▸ DATASET SECTION
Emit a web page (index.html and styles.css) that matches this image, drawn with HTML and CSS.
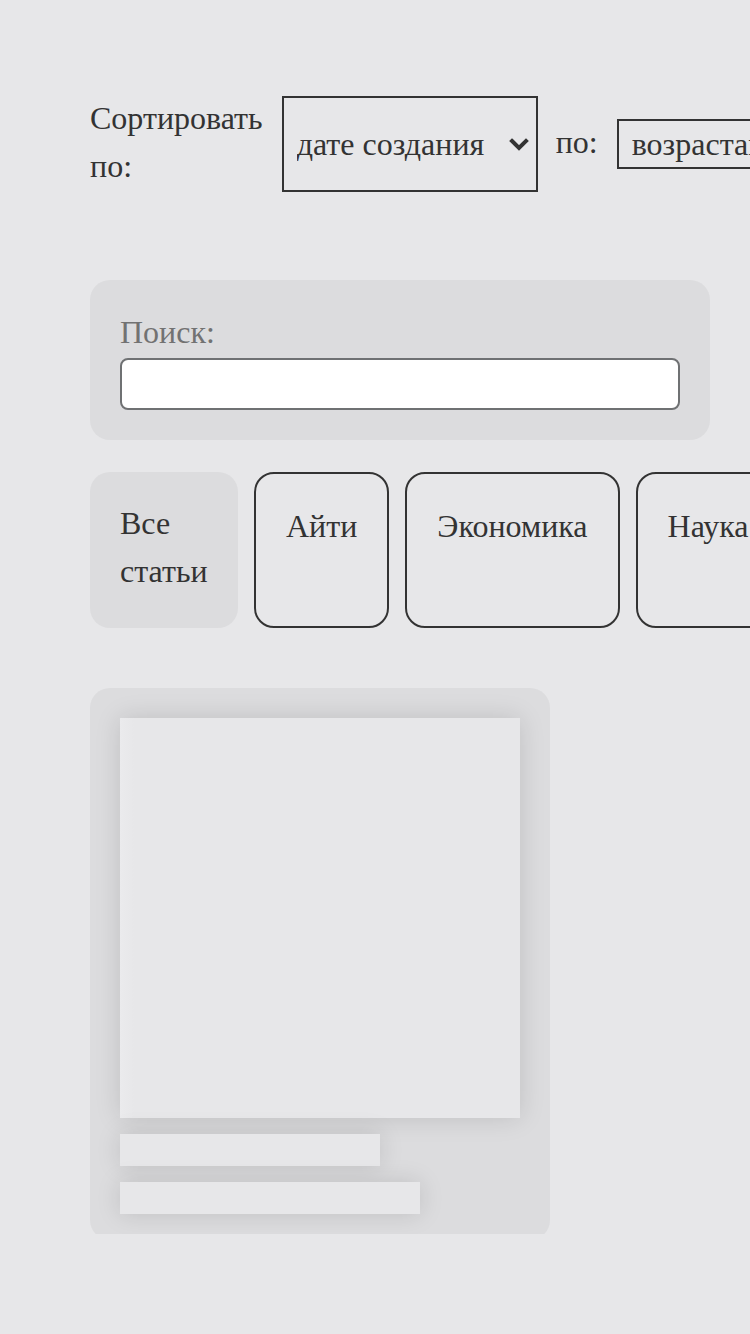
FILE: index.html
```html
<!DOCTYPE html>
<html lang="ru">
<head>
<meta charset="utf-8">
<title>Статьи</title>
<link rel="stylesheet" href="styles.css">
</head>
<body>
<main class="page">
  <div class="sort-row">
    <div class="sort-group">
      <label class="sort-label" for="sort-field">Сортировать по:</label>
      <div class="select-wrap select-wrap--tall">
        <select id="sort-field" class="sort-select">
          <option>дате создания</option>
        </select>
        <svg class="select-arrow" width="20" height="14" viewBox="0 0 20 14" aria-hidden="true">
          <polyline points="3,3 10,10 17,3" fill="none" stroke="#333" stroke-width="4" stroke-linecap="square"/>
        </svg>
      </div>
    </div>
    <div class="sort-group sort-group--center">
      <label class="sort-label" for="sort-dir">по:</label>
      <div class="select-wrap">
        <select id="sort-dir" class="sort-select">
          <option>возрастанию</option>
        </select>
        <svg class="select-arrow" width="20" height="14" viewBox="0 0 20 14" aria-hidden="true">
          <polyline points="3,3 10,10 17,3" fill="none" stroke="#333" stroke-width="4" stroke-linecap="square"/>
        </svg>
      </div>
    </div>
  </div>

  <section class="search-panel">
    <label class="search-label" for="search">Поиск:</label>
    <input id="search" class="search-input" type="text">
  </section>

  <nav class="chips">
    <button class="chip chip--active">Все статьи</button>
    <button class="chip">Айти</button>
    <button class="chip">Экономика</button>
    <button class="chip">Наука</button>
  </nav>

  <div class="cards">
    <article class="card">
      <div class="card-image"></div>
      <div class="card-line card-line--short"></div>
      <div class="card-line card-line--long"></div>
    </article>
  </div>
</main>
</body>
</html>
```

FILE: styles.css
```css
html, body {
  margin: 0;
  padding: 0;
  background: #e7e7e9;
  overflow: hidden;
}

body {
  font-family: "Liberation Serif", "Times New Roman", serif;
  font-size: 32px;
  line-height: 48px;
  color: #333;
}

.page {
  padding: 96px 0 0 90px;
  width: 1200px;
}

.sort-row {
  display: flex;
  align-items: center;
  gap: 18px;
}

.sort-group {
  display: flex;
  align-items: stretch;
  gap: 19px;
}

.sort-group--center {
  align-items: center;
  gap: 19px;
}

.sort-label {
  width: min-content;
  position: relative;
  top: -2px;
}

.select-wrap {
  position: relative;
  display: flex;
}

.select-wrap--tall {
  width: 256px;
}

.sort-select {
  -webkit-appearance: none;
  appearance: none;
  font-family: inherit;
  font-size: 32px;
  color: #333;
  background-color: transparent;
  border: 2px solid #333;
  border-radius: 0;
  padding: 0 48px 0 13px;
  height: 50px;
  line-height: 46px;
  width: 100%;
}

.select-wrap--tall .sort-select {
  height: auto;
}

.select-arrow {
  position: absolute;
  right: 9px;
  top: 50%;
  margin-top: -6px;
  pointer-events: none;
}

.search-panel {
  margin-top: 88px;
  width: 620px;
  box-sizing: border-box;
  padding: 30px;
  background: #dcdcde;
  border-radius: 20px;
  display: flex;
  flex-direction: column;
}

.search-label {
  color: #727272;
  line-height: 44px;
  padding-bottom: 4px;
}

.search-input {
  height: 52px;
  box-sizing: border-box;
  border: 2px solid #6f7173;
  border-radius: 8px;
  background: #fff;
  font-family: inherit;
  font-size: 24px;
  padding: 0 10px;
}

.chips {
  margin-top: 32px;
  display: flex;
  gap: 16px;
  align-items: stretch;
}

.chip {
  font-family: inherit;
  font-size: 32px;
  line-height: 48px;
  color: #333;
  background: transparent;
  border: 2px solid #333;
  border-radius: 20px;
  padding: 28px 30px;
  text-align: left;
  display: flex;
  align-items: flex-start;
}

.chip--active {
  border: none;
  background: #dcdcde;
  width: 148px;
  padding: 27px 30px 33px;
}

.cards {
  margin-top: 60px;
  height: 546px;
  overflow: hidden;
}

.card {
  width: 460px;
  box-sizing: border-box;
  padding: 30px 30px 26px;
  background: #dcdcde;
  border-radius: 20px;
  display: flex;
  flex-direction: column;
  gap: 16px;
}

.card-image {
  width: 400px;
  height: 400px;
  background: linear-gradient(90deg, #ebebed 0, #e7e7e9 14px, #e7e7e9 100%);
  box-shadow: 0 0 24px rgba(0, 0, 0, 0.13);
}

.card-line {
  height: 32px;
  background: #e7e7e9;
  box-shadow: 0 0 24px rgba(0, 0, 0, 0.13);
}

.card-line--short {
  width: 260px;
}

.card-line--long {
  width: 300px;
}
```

▸ WORK INSTRUCTIONS
Make an exact copy of the data, leaving its pictures out.

▸ FINAL RESULT
Emit a web page (index.html and styles.css) that matches this image, drawn with HTML and CSS.
FILE: index.html
```html
<!DOCTYPE html>
<html lang="ru">
<head>
<meta charset="utf-8">
<title>Статьи</title>
<link rel="stylesheet" href="styles.css">
</head>
<body>
<main class="page">
  <div class="sort-row">
    <div class="sort-group">
      <label class="sort-label" for="sort-field">Сортировать по:</label>
      <div class="select-wrap select-wrap--tall">
        <select id="sort-field" class="sort-select">
          <option>дате создания</option>
        </select>
        <svg class="select-arrow" width="20" height="14" viewBox="0 0 20 14" aria-hidden="true">
          <polyline points="3,3 10,10 17,3" fill="none" stroke="#333" stroke-width="4" stroke-linecap="square"/>
        </svg>
      </div>
    </div>
    <div class="sort-group sort-group--center">
      <label class="sort-label" for="sort-dir">по:</label>
      <div class="select-wrap">
        <select id="sort-dir" class="sort-select">
          <option>возрастанию</option>
        </select>
        <svg class="select-arrow" width="20" height="14" viewBox="0 0 20 14" aria-hidden="true">
          <polyline points="3,3 10,10 17,3" fill="none" stroke="#333" stroke-width="4" stroke-linecap="square"/>
        </svg>
      </div>
    </div>
  </div>

  <section class="search-panel">
    <label class="search-label" for="search">Поиск:</label>
    <input id="search" class="search-input" type="text">
  </section>

  <nav class="chips">
    <button class="chip chip--active">Все статьи</button>
    <button class="chip">Айти</button>
    <button class="chip">Экономика</button>
    <button class="chip">Наука</button>
  </nav>

  <div class="cards">
    <article class="card">
      <div class="card-image"></div>
      <div class="card-line card-line--short"></div>
      <div class="card-line card-line--long"></div>
    </article>
  </div>
</main>
</body>
</html>
```

FILE: styles.css
```css
html, body {
  margin: 0;
  padding: 0;
  background: #e7e7e9;
  overflow: hidden;
}

body {
  font-family: "Liberation Serif", "Times New Roman", serif;
  font-size: 32px;
  line-height: 48px;
  color: #333;
}

.page {
  padding: 96px 0 0 90px;
  width: 1200px;
}

.sort-row {
  display: flex;
  align-items: center;
  gap: 18px;
}

.sort-group {
  display: flex;
  align-items: stretch;
  gap: 19px;
}

.sort-group--center {
  align-items: center;
  gap: 19px;
}

.sort-label {
  width: min-content;
  position: relative;
  top: -2px;
}

.select-wrap {
  position: relative;
  display: flex;
}

.select-wrap--tall {
  width: 256px;
}

.sort-select {
  -webkit-appearance: none;
  appearance: none;
  font-family: inherit;
  font-size: 32px;
  color: #333;
  background-color: transparent;
  border: 2px solid #333;
  border-radius: 0;
  padding: 0 48px 0 13px;
  height: 50px;
  line-height: 46px;
  width: 100%;
}

.select-wrap--tall .sort-select {
  height: auto;
}

.select-arrow {
  position: absolute;
  right: 9px;
  top: 50%;
  margin-top: -6px;
  pointer-events: none;
}

.search-panel {
  margin-top: 88px;
  width: 620px;
  box-sizing: border-box;
  padding: 30px;
  background: #dcdcde;
  border-radius: 20px;
  display: flex;
  flex-direction: column;
}

.search-label {
  color: #727272;
  line-height: 44px;
  padding-bottom: 4px;
}

.search-input {
  height: 52px;
  box-sizing: border-box;
  border: 2px solid #6f7173;
  border-radius: 8px;
  background: #fff;
  font-family: inherit;
  font-size: 24px;
  padding: 0 10px;
}

.chips {
  margin-top: 32px;
  display: flex;
  gap: 16px;
  align-items: stretch;
}

.chip {
  font-family: inherit;
  font-size: 32px;
  line-height: 48px;
  color: #333;
  background: transparent;
  border: 2px solid #333;
  border-radius: 20px;
  padding: 28px 30px;
  text-align: left;
  display: flex;
  align-items: flex-start;
}

.chip--active {
  border: none;
  background: #dcdcde;
  width: 148px;
  padding: 27px 30px 33px;
}

.cards {
  margin-top: 60px;
  height: 546px;
  overflow: hidden;
}

.card {
  width: 460px;
  box-sizing: border-box;
  padding: 30px 30px 26px;
  background: #dcdcde;
  border-radius: 20px;
  display: flex;
  flex-direction: column;
  gap: 16px;
}

.card-image {
  width: 400px;
  height: 400px;
  background: linear-gradient(90deg, #ebebed 0, #e7e7e9 14px, #e7e7e9 100%);
  box-shadow: 0 0 24px rgba(0, 0, 0, 0.13);
}

.card-line {
  height: 32px;
  background: #e7e7e9;
  box-shadow: 0 0 24px rgba(0, 0, 0, 0.13);
}

.card-line--short {
  width: 260px;
}

.card-line--long {
  width: 300px;
}
```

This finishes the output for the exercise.